I don’t think it’s possible, but I guess I need to hang on tighter to that little bit of hope.  And pray my daughter finally figures out how to use her laundry hamper.

March 22, 2009

March Breaks my spirit

Filed under: Write Stuff — Mo @ 10:34 pm

Ah, I’m just being all depressed because:

  • I’m sick with a rotten head cold
  • I’m due back at work tomorrow
  • I just had a week off, and just didn’t accomplish as much as I had hoped (as far as writing goes)

Then I think about what I did get done:

  • hosted a St. Paddy’s Day party with the neighbours
  • Made about 10 dozen pierogi
  • Organized last year’s trip photos into a rockin’ slide show set to music with titles and everything
  • Took the girls shopping for some new clothes
  • Got all the laundry done in ONE DAY! (that’s worth celebrating!)
  • Read a book
  • Did two critiques
  • Helped my neighbour restructure his essay
  • Hosted a spring potluck with some dear friends
  • Housework (ugh — totally unavoidable when you expect guests!)
  • Played tons of Shake and Spell on my iPod and managed to climb up the ranks of players from somewhere in 3,000 to 859th place!
  • Worked on picture book
  • Worked on Chapter 5
  • Relaxed and slept as much as I wanted!

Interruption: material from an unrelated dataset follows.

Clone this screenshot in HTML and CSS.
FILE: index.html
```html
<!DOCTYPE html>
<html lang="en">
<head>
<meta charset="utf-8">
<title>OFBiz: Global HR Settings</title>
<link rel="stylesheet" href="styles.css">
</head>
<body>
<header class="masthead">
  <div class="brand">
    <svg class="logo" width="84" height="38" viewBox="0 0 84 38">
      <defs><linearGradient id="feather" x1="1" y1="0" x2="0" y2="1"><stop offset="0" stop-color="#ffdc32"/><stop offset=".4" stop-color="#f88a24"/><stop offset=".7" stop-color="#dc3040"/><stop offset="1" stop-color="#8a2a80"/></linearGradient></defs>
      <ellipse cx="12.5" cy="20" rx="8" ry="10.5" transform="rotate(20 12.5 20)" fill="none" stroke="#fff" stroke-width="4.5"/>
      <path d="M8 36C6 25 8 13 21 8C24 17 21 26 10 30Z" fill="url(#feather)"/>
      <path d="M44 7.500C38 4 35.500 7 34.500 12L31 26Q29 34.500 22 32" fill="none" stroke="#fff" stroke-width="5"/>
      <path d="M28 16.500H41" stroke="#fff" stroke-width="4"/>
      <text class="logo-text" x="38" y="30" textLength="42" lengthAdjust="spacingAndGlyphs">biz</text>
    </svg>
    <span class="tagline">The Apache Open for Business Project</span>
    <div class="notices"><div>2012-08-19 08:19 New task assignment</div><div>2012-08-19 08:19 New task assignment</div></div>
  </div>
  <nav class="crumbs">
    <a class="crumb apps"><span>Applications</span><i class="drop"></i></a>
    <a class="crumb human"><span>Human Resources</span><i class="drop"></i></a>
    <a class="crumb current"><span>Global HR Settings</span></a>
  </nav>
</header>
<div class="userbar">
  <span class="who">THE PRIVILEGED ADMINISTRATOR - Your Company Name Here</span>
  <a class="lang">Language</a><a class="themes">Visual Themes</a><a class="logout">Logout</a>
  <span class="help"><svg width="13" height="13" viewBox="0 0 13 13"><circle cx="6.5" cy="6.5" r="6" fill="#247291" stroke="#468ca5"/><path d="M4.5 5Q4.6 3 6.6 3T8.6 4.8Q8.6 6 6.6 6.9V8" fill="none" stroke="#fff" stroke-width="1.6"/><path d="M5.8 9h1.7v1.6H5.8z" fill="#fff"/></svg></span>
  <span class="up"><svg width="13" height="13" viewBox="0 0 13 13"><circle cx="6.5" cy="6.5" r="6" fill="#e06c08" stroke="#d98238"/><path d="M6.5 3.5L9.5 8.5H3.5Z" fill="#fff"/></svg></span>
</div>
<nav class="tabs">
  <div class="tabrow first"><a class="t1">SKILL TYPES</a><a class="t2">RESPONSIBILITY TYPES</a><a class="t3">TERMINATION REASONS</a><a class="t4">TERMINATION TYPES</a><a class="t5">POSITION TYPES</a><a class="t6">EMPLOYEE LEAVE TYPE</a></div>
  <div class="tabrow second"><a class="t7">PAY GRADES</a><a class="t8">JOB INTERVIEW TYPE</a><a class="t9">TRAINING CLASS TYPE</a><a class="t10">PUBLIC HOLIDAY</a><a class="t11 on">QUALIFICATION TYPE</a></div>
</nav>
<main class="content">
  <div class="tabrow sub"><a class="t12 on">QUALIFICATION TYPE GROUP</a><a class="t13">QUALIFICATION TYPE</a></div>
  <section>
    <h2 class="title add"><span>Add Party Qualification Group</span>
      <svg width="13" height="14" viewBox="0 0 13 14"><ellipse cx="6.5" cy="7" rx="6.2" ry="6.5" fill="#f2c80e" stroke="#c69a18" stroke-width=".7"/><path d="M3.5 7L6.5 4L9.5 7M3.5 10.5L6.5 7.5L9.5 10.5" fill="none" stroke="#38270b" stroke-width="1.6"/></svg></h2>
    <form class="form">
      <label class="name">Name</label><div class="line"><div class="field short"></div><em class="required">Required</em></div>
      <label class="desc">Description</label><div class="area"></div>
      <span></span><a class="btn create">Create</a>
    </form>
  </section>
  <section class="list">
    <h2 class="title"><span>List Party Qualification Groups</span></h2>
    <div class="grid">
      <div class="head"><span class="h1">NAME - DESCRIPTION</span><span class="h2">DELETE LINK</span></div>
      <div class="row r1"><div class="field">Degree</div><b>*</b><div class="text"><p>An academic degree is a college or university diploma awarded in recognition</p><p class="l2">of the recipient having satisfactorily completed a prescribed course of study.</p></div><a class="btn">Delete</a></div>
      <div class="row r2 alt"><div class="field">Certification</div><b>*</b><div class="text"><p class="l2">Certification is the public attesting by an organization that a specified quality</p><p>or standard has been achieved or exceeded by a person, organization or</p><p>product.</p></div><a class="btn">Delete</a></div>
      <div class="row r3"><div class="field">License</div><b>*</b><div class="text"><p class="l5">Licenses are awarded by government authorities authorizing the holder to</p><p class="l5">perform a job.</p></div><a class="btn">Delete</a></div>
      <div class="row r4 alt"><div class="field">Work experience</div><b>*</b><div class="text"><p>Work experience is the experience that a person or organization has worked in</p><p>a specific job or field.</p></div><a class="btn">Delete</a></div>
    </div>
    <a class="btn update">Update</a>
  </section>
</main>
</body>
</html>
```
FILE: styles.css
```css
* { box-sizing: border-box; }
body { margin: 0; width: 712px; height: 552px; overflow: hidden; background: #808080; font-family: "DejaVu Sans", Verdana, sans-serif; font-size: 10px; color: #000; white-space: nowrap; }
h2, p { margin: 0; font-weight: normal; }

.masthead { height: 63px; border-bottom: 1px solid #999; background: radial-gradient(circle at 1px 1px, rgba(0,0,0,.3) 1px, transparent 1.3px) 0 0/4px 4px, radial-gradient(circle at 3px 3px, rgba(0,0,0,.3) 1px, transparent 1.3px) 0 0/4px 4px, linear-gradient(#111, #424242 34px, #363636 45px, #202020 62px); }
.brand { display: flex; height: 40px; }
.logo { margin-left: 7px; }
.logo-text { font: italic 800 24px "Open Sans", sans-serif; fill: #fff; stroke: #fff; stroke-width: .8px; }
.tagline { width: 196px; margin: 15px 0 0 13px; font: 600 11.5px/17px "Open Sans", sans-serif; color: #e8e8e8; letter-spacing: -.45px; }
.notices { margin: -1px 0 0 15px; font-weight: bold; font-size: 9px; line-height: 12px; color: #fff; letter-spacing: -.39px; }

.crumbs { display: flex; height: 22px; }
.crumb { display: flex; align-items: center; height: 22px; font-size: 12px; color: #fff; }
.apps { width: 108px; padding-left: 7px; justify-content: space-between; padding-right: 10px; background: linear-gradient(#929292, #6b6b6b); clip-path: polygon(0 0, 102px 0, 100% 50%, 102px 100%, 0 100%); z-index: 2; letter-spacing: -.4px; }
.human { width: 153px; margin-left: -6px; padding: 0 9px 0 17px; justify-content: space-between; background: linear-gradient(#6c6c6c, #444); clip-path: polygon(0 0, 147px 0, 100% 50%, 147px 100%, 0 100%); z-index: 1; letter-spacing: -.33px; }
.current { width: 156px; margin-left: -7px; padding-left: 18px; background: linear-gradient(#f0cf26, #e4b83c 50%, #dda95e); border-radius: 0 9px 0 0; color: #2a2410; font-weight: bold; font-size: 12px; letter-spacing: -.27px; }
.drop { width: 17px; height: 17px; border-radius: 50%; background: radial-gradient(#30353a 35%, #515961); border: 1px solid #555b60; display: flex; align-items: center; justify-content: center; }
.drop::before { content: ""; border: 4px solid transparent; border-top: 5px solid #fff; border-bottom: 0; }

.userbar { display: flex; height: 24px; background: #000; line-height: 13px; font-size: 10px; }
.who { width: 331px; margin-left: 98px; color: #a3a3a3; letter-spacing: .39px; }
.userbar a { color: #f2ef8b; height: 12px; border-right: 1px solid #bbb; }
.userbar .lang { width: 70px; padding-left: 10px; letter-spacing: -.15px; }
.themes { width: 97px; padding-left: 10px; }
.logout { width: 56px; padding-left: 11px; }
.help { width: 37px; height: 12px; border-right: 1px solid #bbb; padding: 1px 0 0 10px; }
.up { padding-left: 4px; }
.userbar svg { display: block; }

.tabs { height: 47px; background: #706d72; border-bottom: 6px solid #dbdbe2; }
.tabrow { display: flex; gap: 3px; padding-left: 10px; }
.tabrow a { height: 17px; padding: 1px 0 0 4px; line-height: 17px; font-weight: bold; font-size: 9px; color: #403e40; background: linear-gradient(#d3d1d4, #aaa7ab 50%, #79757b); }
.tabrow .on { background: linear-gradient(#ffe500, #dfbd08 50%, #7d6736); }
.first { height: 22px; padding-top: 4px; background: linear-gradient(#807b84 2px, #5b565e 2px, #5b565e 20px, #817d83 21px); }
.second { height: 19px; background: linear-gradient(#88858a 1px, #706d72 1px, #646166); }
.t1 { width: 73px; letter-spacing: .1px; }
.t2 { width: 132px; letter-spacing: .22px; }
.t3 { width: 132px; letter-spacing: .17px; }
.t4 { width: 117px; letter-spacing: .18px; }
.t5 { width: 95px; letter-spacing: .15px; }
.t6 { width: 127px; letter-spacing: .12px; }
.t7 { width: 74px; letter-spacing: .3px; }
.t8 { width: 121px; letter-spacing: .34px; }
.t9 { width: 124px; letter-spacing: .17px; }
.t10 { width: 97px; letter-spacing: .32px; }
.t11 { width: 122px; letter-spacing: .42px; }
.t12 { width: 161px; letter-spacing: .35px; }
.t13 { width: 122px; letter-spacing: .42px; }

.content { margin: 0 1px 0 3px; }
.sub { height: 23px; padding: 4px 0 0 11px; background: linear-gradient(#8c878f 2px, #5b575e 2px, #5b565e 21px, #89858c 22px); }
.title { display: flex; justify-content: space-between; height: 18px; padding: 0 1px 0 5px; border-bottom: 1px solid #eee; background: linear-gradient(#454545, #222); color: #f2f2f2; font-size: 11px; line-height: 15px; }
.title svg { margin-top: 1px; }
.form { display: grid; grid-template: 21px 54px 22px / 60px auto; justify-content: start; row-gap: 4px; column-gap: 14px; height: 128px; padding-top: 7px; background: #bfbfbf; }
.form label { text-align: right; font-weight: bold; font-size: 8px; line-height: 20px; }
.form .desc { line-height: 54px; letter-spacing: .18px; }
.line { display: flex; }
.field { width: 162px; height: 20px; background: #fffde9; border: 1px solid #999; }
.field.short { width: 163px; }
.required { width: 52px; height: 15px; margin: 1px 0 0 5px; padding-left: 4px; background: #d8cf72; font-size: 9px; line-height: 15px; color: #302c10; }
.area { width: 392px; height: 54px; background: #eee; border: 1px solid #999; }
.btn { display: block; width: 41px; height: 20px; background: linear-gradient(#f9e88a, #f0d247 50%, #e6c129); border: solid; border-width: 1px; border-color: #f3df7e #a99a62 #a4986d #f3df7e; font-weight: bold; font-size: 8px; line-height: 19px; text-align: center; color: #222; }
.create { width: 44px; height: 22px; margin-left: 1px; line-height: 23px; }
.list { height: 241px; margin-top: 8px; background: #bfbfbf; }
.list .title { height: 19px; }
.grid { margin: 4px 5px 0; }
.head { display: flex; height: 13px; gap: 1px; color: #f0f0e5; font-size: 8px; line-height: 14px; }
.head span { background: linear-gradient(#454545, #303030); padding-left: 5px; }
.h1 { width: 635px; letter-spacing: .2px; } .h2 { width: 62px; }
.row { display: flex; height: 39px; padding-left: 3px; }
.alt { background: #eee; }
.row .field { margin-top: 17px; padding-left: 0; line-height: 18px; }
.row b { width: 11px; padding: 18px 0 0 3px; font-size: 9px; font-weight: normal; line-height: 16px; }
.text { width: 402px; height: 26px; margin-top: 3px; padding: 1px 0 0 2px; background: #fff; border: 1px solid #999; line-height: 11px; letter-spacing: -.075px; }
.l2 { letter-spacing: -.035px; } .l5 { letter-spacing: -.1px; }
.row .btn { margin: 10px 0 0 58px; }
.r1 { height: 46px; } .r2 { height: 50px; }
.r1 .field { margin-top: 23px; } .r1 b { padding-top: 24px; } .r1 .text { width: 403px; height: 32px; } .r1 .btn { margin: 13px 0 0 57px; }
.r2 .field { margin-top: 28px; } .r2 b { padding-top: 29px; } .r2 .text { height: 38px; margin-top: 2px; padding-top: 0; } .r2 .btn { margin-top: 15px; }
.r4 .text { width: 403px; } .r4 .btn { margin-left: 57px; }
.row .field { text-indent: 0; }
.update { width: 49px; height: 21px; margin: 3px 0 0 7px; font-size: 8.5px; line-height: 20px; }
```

So it wasn’t all bad, and I did write about 7 more pages of Chapter 5.  It’s not finished yet, but I figure there’s about 4-5 more pages and it will be done.  And there’s still a week of March left, so I might be able to make some headway into Chapter 6.

So maybe my spirit isn’t so broken after all… although I do have to go back to work tomorrow, and my nose is red and raw from honking into kleenex all day long.  We’ll see what tomorrow brings when many students and staff show up with beautiful tans and stories of their awesome vacations.  Sigh.